Floating licenses are also being referred to as Indirect Licenses, and are licenses that at the time they are issued, there is no actual user who will use them. That has some technical influence over some of their characteristics. Direct Licenses are issued after a certain user requires it. As an example, an activated Microsoft product, contains a Direct License which is locked to the PC where the product is installed.
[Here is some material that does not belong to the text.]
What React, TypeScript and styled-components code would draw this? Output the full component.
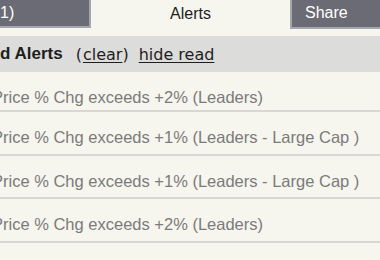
import styled, { createGlobalStyle } from "styled-components";

const GlobalStyle = createGlobalStyle`
    html, body {
        margin: 0;
        padding: 0;
        background: #f6f5ee;
        overflow: hidden;
    }
`;

const alerts = [
    "Price % Chg exceeds +2% (Leaders)",
    "Price % Chg exceeds +1% (Leaders - Large Cap )",
    "Price % Chg exceeds +1% (Leaders - Large Cap )",
    "Price % Chg exceeds +2% (Leaders)",
    "Price % Chg exceeds +1% (Leaders - Large Cap )",
];

const App = () => {
    return (
        <Page>
            <GlobalStyle />
            <TabBar>
                <Tab $side="left">1)</Tab>
                <Tab $active>Alerts</Tab>
                <Tab $side="right">Share</Tab>
            </TabBar>
            <FilterBar>
                <Title>d Alerts</Title>
                <Paren>(</Paren>
                <Link>clear</Link>
                <Paren>)</Paren>
                <Link $spaced>hide read</Link>
            </FilterBar>
            <List>
                {alerts.map((text, index) => (
                    <Row key={index}>{text}</Row>
                ))}
            </List>
        </Page>
    );
};

const Page = styled.div`
    width: 380px;
    height: 260px;
    overflow: hidden;
    background: #f6f5ee;
    font-family: "Liberation Sans", Arial, sans-serif;
`;

const TabBar = styled.div`
    display: grid;
    grid-template-columns: 91px 1fr 90px;
    align-items: start;
    height: 29px;
    margin-bottom: 7px;
`;

const Tab = styled.div<{ $active?: boolean; $side?: "left" | "right" }>`
    box-sizing: border-box;
    display: flex;
    align-items: center;
    height: ${(p) => (p.$side === "left" ? "28px" : "29px")};
    font-size: 16px;
    color: ${(p) => (p.$active ? "#1e1e1e" : "#ffffff")};
    background: ${(p) => (p.$active ? "transparent" : "#6a6b74")};
    justify-content: ${(p) => (p.$active ? "center" : "flex-start")};
    padding-left: ${(p) => (p.$side === "right" ? "13px" : "0")};
    padding-bottom: 1px;
    border-right: ${(p) => (p.$side === "left" ? "2px solid #a4a7b0" : "none")};
    border-left: ${(p) => (p.$side === "right" ? "2px solid #a4a7b0" : "none")};
    border-bottom: ${(p) => (p.$active ? "none" : "2px solid #a4a7b0")};
    white-space: nowrap;
    overflow: hidden;
`;

const FilterBar = styled.div`
    display: flex;
    align-items: center;
    height: 36px;
    background: #dcdcdb;
    white-space: nowrap;
    color: #1e1e1e;
`;

const Title = styled.span`
    font-family: "Liberation Sans", Arial, sans-serif;
    font-weight: bold;
    font-size: 17px;
    margin-right: 13px;
`;

const Paren = styled.span`
    font-family: "DejaVu Sans", Verdana, sans-serif;
    font-size: 16px;
`;

const Link = styled.span<{ $spaced?: boolean }>`
    font-family: "DejaVu Sans", Verdana, sans-serif;
    font-size: 16px;
    text-decoration: underline;
    text-underline-offset: 2px;
    margin-left: ${(p) => (p.$spaced ? "10px" : "1px")};
    cursor: pointer;
`;

const List = styled.div`
    display: flex;
    flex-direction: column;
`;

const Row = styled.div`
    box-sizing: border-box;
    height: 43.5px;
    padding-top: 16px;
    margin-left: -8px;
    font-size: 16.5px;
    color: #7b7b7b;
    white-space: nowrap;
    border-bottom: 2px solid #d8d8d2;

    &:first-child {
        height: 40px;
    }
`;

export default App;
From business standpoint, on the other hand, some services now try to monetize on additional services other than the media content so users can have better experience than simply obtaining the copied product. [5]

Technical challenges

From a technical standpoint, it seems impossible to completely prevent users from making copies of the media they purchase, as long as a "writer" is available that can write to blank media. All types of media require a "player"—a CD player, DVD player, videotape player, computer or video game console—which must be able to read the media in order to display it to a human. Logically, a player could be built that reads the media and then writes an exact copy of what was read to the same type of media.[ citation needed ]

At a minimum, digital copy protection of non-interactive works is subject to the analog hole: regardless of any digital restrictions, if music can be heard by the human ear, it can also be recorded (at the very least, with a microphone and tape recorder); if a film can be viewed by the human eye, it can also be recorded (at the very least, with a video camera and recorder). In practice, almost-perfect copies can typically be made by tapping into the analog output of a player (e.g. the speaker output or headphone jacks) and, once redigitized into an unprotected form, duplicated indefinitely. Copying text-based content in this way is more tedious, but the same principle applies: if it can be printed or displayed, it can also be scanned and OCRed. With basic software and some patience, these techniques can be applied by a typical computer-literate user.[ citation needed ]
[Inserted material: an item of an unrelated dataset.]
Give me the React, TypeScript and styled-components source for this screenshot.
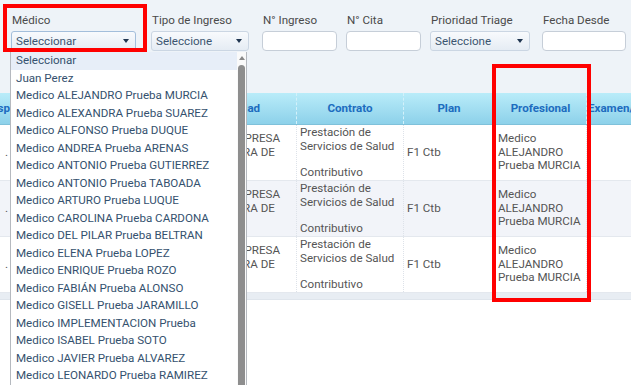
import React from 'react';
import styled, { createGlobalStyle } from 'styled-components';

const GlobalStyle = createGlobalStyle`
  html, body { margin: 0; padding: 0; background: #fff; }
  body { font-family: Roboto, "Liberation Sans", sans-serif; font-size: 11.6px; color: #555; }
`;

const Page = styled.div`
  position: relative;
  width: 631px;
  height: 385px;
  overflow: hidden;
  background: #fff;
`;

const FilterBar = styled.div`
  display: flex;
  height: 93px;
  box-sizing: border-box;
  padding: 12px 0 0 11px;
  background: #eef3f8;
`;

const Field = styled.div<{ $w: number }>`
  position: relative;
  flex: 0 0 ${(p) => p.$w}px;
  display: flex;
  flex-direction: column;
`;

const Label = styled.div`
  height: 19px;
  line-height: 16px;
  padding-left: 1px;
  font-size: 11.6px;
  color: #4a4a4a;
`;

const SelectBox = styled.div<{ $w: number; $active?: boolean }>`
  width: ${(p) => p.$w}px;
  height: 20px;
  box-sizing: border-box;
  display: flex;
  align-items: center;
  justify-content: space-between;
  padding: 0 6px 0 4px;
  border: 1px solid ${(p) => (p.$active ? '#a3bedb' : '#cbd6e3')};
  border-radius: 3px;
  background: linear-gradient(#f8fafd, #e5ecf4);
  color: #3b5570;
  font-size: 11.6px;
`;

const Caret = styled.span`
  width: 0;
  height: 0;
  border-left: 3.5px solid transparent;
  border-right: 3.5px solid transparent;
  border-top: 4px solid #1f3550;
`;

const TextInput = styled.div<{ $w: number }>`
  width: ${(p) => p.$w}px;
  height: 20px;
  box-sizing: border-box;
  border: 1px solid #c6ced8;
  border-radius: 4px;
  background: #fff;
`;

const DropList = styled.div`
  position: absolute;
  left: -1px;
  top: 40px;
  z-index: 5;
  width: 237px;
  height: 360px;
  box-sizing: border-box;
  display: flex;
  border: 1px solid #b5b9bf;
  border-top: none;
  background: #fff;
`;

const Options = styled.div`
  flex: 1;
  display: flex;
  flex-direction: column;
`;

const Option = styled.div<{ $selected?: boolean }>`
  height: 17.5px;
  line-height: 17.5px;
  padding-left: 5px;
  white-space: nowrap;
  color: #34516e;
  font-size: 11.6px;
  background: ${(p) => (p.$selected ? '#e7eef8' : 'transparent')};
`;

const ScrollTrack = styled.div`
  flex: 0 0 9px;
  display: flex;
  flex-direction: column;
  align-items: center;
  padding-top: 4px;
  background: #fafafa;
`;

const ArrowUp = styled.span`
  width: 0;
  height: 0;
  border-left: 3px solid transparent;
  border-right: 3px solid transparent;
  border-bottom: 4px solid #888;
`;

const Thumb = styled.div`
  margin-top: 5px;
  width: 7px;
  flex: 1;
  border-radius: 4px;
  background: #8e8e8e;
`;

const COLS = '52px 173px 112px 107px 91px 92px 80px';

const Table = styled.div`
  margin-left: -40px;
`;

const HeadRow = styled.div`
  display: grid;
  grid-template-columns: ${COLS};
  height: 31px;
  background: linear-gradient(#b9ecf9, #8dd1ea);
  border-bottom: 1px solid #7fc1da;
`;

const HeadCell = styled.div<{ $align?: string }>`
  overflow: hidden;
  white-space: nowrap;
  line-height: 31px;
  padding: 0 1px;
  text-align: ${(p) => p.$align || 'center'};
  color: #1c6cbf;
  font-weight: bold;
  font-size: 11.6px;
  border-right: 1px dashed #d3f1fa;
`;

const Row = styled.div<{ $alt?: boolean }>`
  display: grid;
  grid-template-columns: ${COLS};
  height: 55px;
  border-bottom: 1px solid #e4e8ee;
  background: ${(p) => (p.$alt ? '#f2f4f9' : '#fff')};
`;

const Cell = styled.div<{ $top?: boolean; $right?: boolean }>`
  overflow: hidden;
  display: flex;
  flex-direction: column;
  justify-content: ${(p) => (p.$top ? 'flex-start' : 'center')};
  align-items: ${(p) => (p.$right ? 'flex-end' : 'flex-start')};
  padding: 1px 3px;
  line-height: 13.5px;
  font-size: 11.6px;
  color: #555;
  white-space: nowrap;
  border-right: 1px dotted #dde2e9;
`;

const Blank = styled.span`
  height: 13.5px;
`;

const FootBand = styled.div`
  height: 6px;
  background: #e8edf3;
  border-bottom: 1px solid #dfe5ec;
`;

const Marker = styled.div<{ $x: number; $y: number; $w: number; $h: number }>`
  position: absolute;
  left: ${(p) => p.$x}px;
  top: ${(p) => p.$y}px;
  width: ${(p) => p.$w}px;
  height: ${(p) => p.$h}px;
  box-sizing: border-box;
  border: 4px solid #ff0000;
  z-index: 10;
`;

const MEDICOS = [
  'Seleccionar',
  'Juan Perez',
  'Medico ALEJANDRO Prueba MURCIA',
  'Medico ALEXANDRA Prueba SUAREZ',
  'Medico ALFONSO Prueba DUQUE',
  'Medico ANDREA Prueba ARENAS',
  'Medico ANTONIO Prueba GUTIERREZ',
  'Medico ANTONIO Prueba TABOADA',
  'Medico ARTURO Prueba LUQUE',
  'Medico CAROLINA Prueba CARDONA',
  'Medico DEL PILAR Prueba BELTRAN',
  'Medico ELENA Prueba LOPEZ',
  'Medico ENRIQUE Prueba ROZO',
  'Medico FABIÁN Prueba ALONSO',
  'Medico GISELL Prueba JARAMILLO',
  'Medico IMPLEMENTACION Prueba',
  'Medico ISABEL Prueba SOTO',
  'Medico JAVIER Prueba ALVAREZ',
  'Medico LEONARDO Prueba RAMIREZ',
  'Medico LUIS Prueba GARCIA',
];

const ROWS = [1, 2, 3];

const App = () => {
  return (
    <Page>
      <GlobalStyle />
      <FilterBar>
        <Field $w={140}>
          <Label>Médico</Label>
          <SelectBox $w={125} $active>
            <span>Seleccionar</span>
            <Caret />
          </SelectBox>
          <DropList>
            <Options>
              {MEDICOS.map((m, i) => (
                <Option key={m} $selected={i === 0}>
                  {m}
                </Option>
              ))}
            </Options>
            <ScrollTrack>
              <ArrowUp />
              <Thumb />
            </ScrollTrack>
          </DropList>
        </Field>
        <Field $w={111}>
          <Label>Tipo de Ingreso</Label>
          <SelectBox $w={98}>
            <span>Seleccione</span>
            <Caret />
          </SelectBox>
        </Field>
        <Field $w={84}>
          <Label>N° Ingreso</Label>
          <TextInput $w={75} />
        </Field>
        <Field $w={84}>
          <Label>N° Cita</Label>
          <TextInput $w={75} />
        </Field>
        <Field $w={112}>
          <Label>Prioridad Triage</Label>
          <SelectBox $w={100}>
            <span>Seleccione</span>
            <Caret />
          </SelectBox>
        </Field>
        <Field $w={90}>
          <Label>Fecha Desde</Label>
          <TextInput $w={84} />
        </Field>
      </FilterBar>

      <Table>
        <HeadRow>
          <HeadCell $align="right">Resp</HeadCell>
          <HeadCell>Paciente</HeadCell>
          <HeadCell>Entidad</HeadCell>
          <HeadCell>Contrato</HeadCell>
          <HeadCell>Plan</HeadCell>
          <HeadCell>Profesional</HeadCell>
          <HeadCell>Examen/Procedimiento</HeadCell>
        </HeadRow>
        {ROWS.map((r) => (
          <Row key={r} $alt={r === 2}>
            <Cell $right>.</Cell>
            <Cell>Paciente {r}</Cell>
            <Cell>
              <span>NUEVA EMPRESA</span>
              <span>PROMOTORA DE</span>
              <span>SALUD S.A.</span>
            </Cell>
            <Cell $top>
              <span>Prestación de</span>
              <span>Servicios de Salud</span>
              <Blank />
              <span>Contributivo</span>
            </Cell>
            <Cell>F1 Ctb</Cell>
            <Cell>
              <span>Medico</span>
              <span>ALEJANDRO</span>
              <span>Prueba MURCIA</span>
            </Cell>
            <Cell />
          </Row>
        ))}
        <FootBand />
      </Table>

      <Marker $x={3} $y={4} $w={144} $h={48} />
      <Marker $x={492} $y={64} $w={99} $h={238} />
    </Page>
  );
};

export default App;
Since these basic technical facts exist, it follows that a determined individual will definitely succeed in copying any media, given enough time and resources. Media publishers understand this; copy protection is not intended to stop professional operations involved in the unauthorized mass duplication of media, but rather to stop "casual copying".[ citation needed ]

Copying of information goods which are downloaded (rather than being mass-duplicated as with physical media) can be inexpensively customized for each download, and thus restricted more effectively, in a process known as "traitor tracing". They can be encrypted in a fashion which is unique for each user's computer, and the decryption system can be made tamper-resistant.[ citation needed ]
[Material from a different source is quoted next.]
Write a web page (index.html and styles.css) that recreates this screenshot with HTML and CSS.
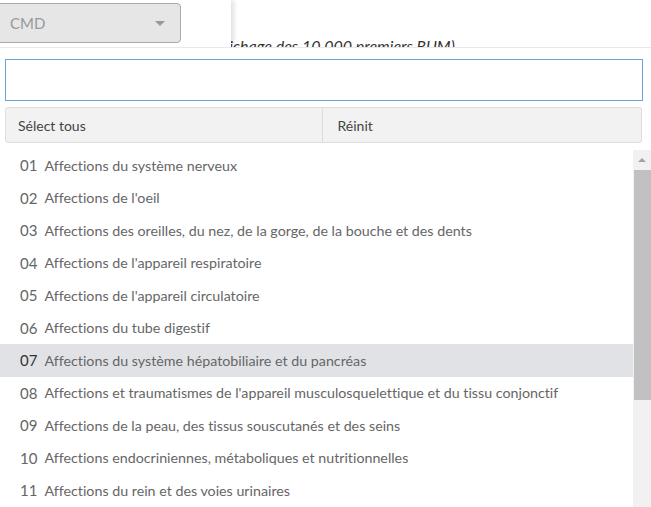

Copyright protection in content platforms also cause increased market concentration and a loss in aggregate welfare. According to research on the European Directive on copyright in the Digital Single Market on platform competition, only users of large platforms will be allowed to upload content if the content is sufficiently valuable and network effects are strong. [6]

Methods

For information on individual protection schemes and technologies, see List of copy protection schemes or relevant category page.

Computer software

Copy protection for computer software, especially for games, has been a long cat-and-mouse struggle between publishers and crackers. These were (and are) programmers who defeated copy protection on software as a hobby, add their alias to the title screen, and then distribute the "cracked" product to the network of warez BBSes or Internet sites that specialized in distributing unauthorized copies of software.

Early ages

When computer software was still distributed in audio cassettes, audio copying was unreliable, while digital copying was time consuming. Software prices were comparable with audio cassette prices. [4] [7] To make digital copying more difficult, many programs used non-standard loading methods (loaders incompatible with standard BASIC loaders, or loaders that used different transfer speed).

Unauthorized software copying began to be a problem when floppy disks became the common storage media. [7] The ease of copying depended on the system; Jerry Pournelle wrote in BYTE in 1983 that "CP/M doesn't lend itself to copy protection" so its users "haven't been too worried" about it, while "Apple users, though, have always had the problem. So have those who used TRS-DOS, and I understand that MS-DOS has copy protection features". [8]

1980s

Pournelle disliked copy protection [9] and, except for games, refused to review software that used it. He did not believe that it was useful, writing in 1983 that "For every copy protection scheme there's a hacker ready to defeat it. Most involve so-called nibble/nybble copiers, which try to analyze the original disk and then make a copy". [8] IBM's Don Estridge agreed: "I guarantee that whatever scheme you come up with will take less time to break than to think of it." While calling piracy "a threat to software development. It's going to dry up the software", he said "It's wrong to copy-protect programs ... There ought to be some way to stop [piracy] without creating products that are unusable." [10] Copy protection sometimes caused software not to run on clones, such as the Apple II-compatible Laser 128, [11] or even the genuine Commodore 64 with certain peripherals. [12]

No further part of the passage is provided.